In all these aspects Buffon is exceptional.  Of the latter one, he truly has no equal.  What's even more impressive is the fact that he can keep the defense together in front of him even when running entirely different systems.

Until Juve changed to a 3-5-2 in the middle of the 2011/12 season, he had never played behind a three-man line before, but he kept the new formation just as tight as the 4-3-3 that started the year.  In the four years since, he has been able to shift between the two systems week to week—sometimes even within the same game—and keep things watertight.

That defense has been criticized at the beginning of this season—they've given up as many goals in three games this year as they did in nine last year—but a lot of their problems have to do with the fact that the new-look midfield has too often left the team exposed after giveaways.  For the most part, the back line has been fairly organized—and they showed it in Manchester on Tuesday.
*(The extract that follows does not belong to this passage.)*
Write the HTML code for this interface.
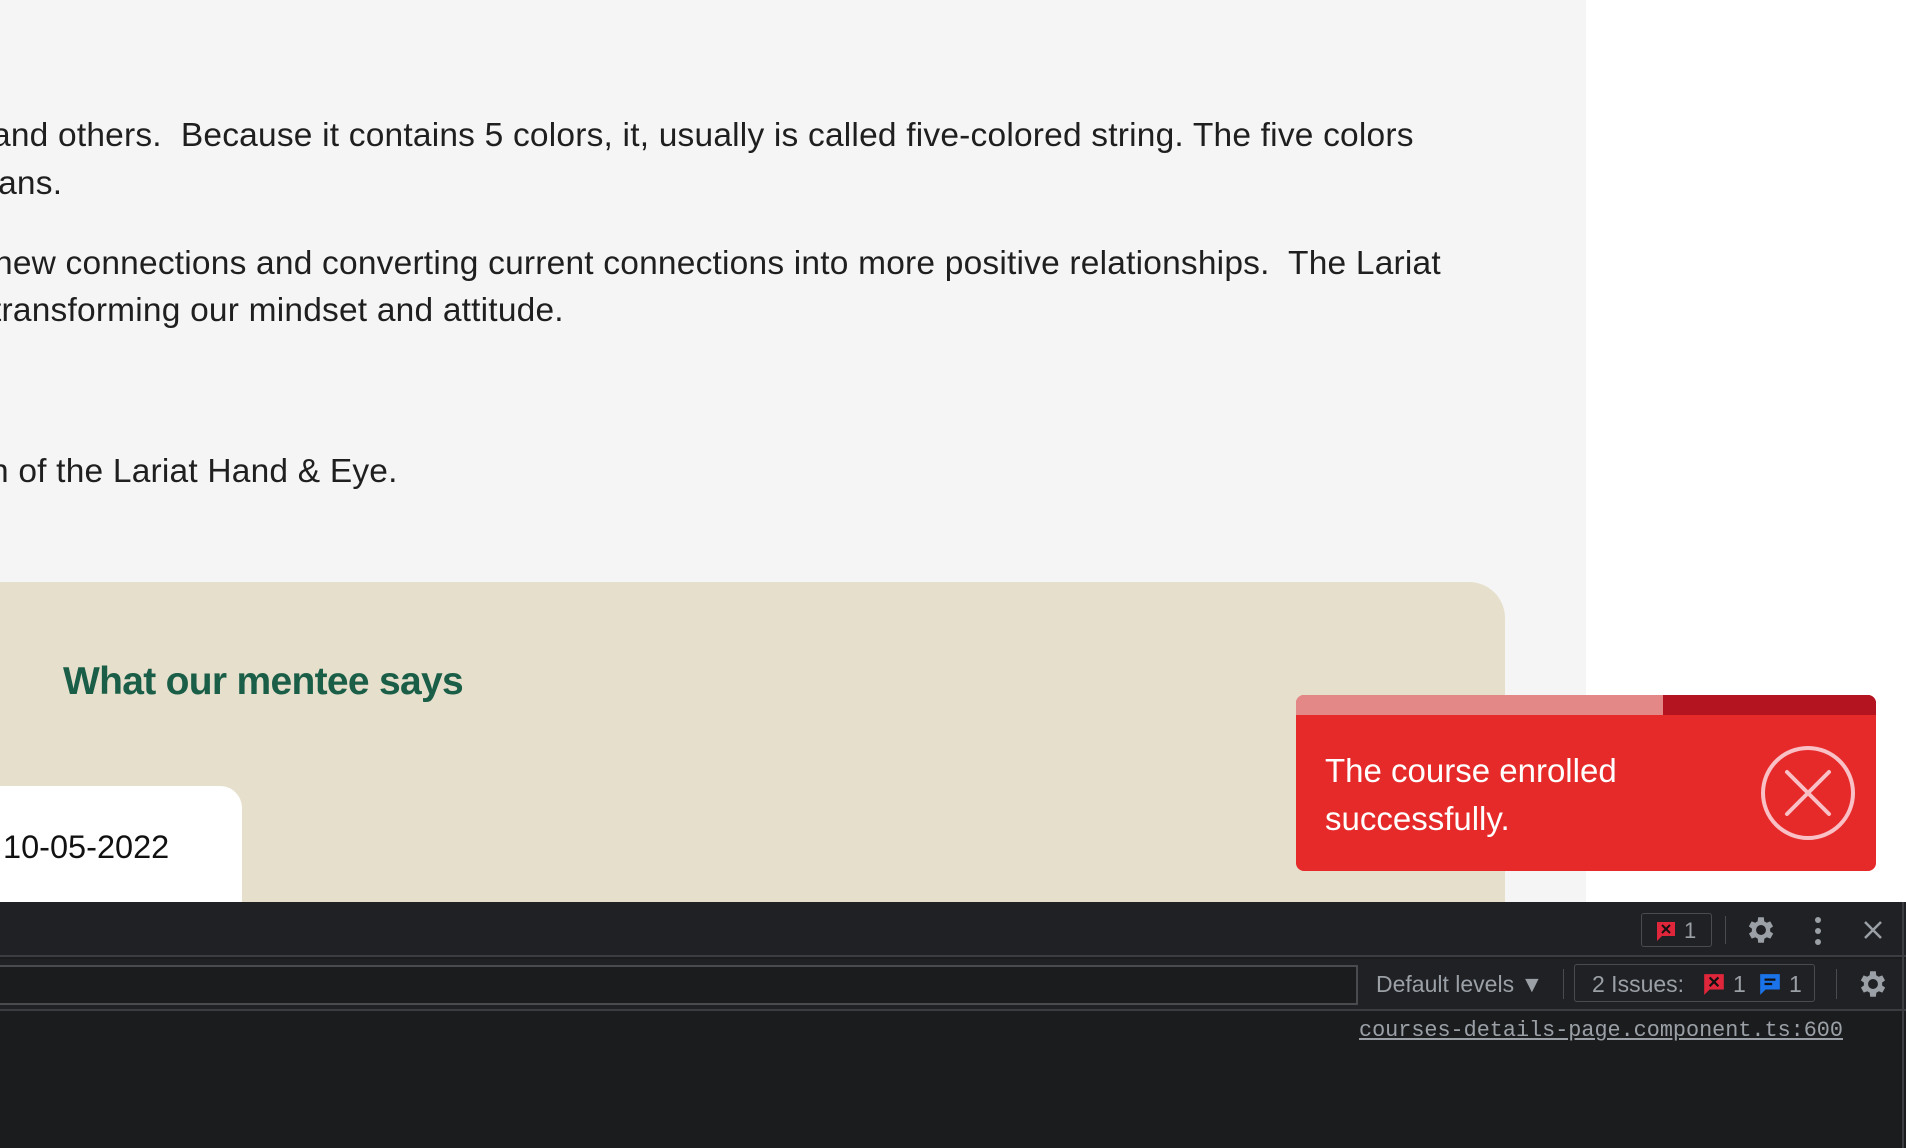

Buffon is the man who should get the ultimate credit for that.

As the season continues and this new Juventus team jells, their talisman will be there, keeping their superlative defense tight and mopping up anything that manages to leak through.  As the players further up the field learn how to play as a team, they know they can lean on their captain and that so long as he is there, the way to goal is shut.

In turn, Buffon will impart his passion—his Juventinita—into the new players and show them what wearing the black and white stripes of Turin really means.  He will tend this team as it grows, and when it flowers—and there is too much talent in this squad for it not to—he will once again have been one of the biggest contributors to its success.